Bundesbank Reiterates Objection To New Bond Buying As German FinMin Refutes Spiegel Report

Tyler Durden's picture

And to think that the market could have learned its lesson by now. Following the planting of an unsourced, glaringly obvious ECB propaganda report such as that attempted yesterday in Der Spiegel, in which nothing of substance was in fact enacted or even proposed (as rate caps is merely a regurgitation of ideas thrown out previously in the summer and fall of 2011), peripheral bonds once again tightened on absolutely nothing, with the Spanish 10 Year now back in the 6.30% territory, over 100 bps inside where it was a month ago. On not a single enacted reform or actual ECB action. Of course, it was a matter of hours before the German FinMin put an end to this latest rumor, and sure enough an hour ago a spokesman for the German FinMin said they were unaware of any ECB plan to target bond spread. Perhaps because there are none? And of course, if there were, the Germans would promptly put an end to what is my implication an open-ended bond buying program without conditionality: something that worked like a "charm" last summer with Italy. And just to make sure Germany's message was read loud and clear, here is the Bundesbank turning on the "just say 9" machine.

From MarketNews:

The Bundesbank on Monday reiterated its objection to new government bond purchases by the European Central Bank and called for strict conditionality on any new bailout loans.

 

"The Bundesbank maintains its view that government bond buys in particular should be assessed critically and that they come with significant risks for stability policies," The Bundesbank warned in its monthly report.

 

"Decisions regarding yet more pronounced pooling of solvency risks should be made through fiscal policies - that is, governments and parliaments - and should not be carried out via the central bank balance sheets," the Bundesbank said.

 

The German central bank warned against further weakening of conditionality on aid provided by the Eurozone's bailout funds, the European Financial Stability Facility and the European Stability Mechanism.

 

Additional interest rate charges on bailout loans and strict economic and fiscal policy conditions are key to maintaining incentives for bailout countries to quickly adjust and secure a return to capital markets, the report said.

 

"In this context the tendency towards weakening conditionality is alarming," the Bundesbank warned.

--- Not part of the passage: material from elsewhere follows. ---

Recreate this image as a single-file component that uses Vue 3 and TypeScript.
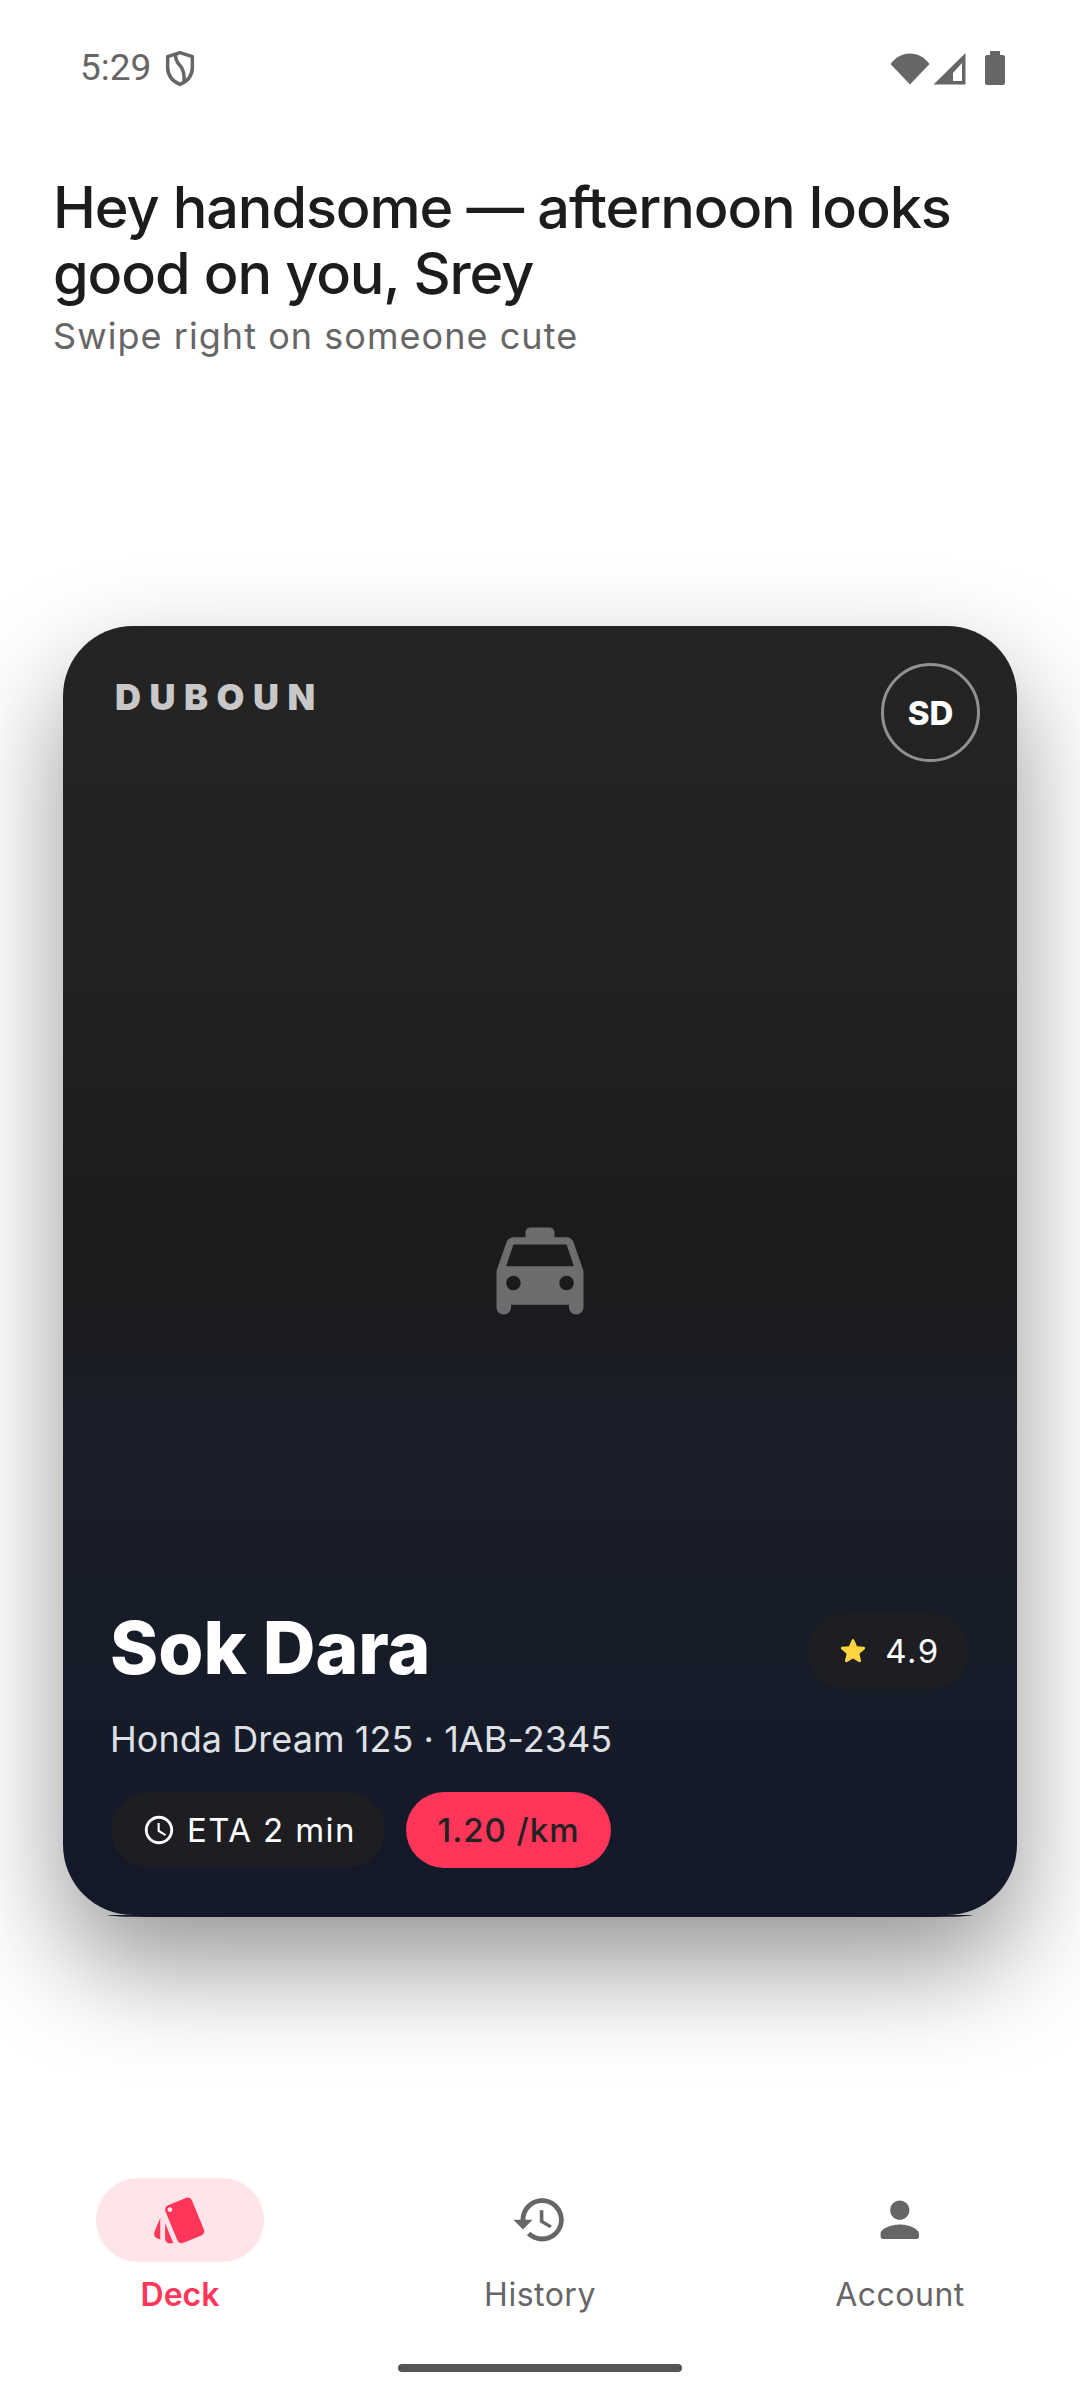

In the meantime, unanonymous sources warn that listening to anonymous sources may be hazardous for your P&L:

Germany's finance ministry is not aware of any plans for the European Central Bank to target spreads of bonds of struggling euro zone member states, a spokesman said on Monday in response to a media report.

 

"I am not aware of any such plans and haven't heard anything," spokesman Martin Kotthaus told a news conference.

 

"In purely theoretical, abstract terms, such an instrument would certainly be very problematic. But I know of no proposal along these lines," he said.

 

The latest edition of Der Spiegel says, without naming its sources, that the ECB is discussing interest rate thresholds for individual euro zone countries with a view to intervening if the premium over German bonds is exceeded.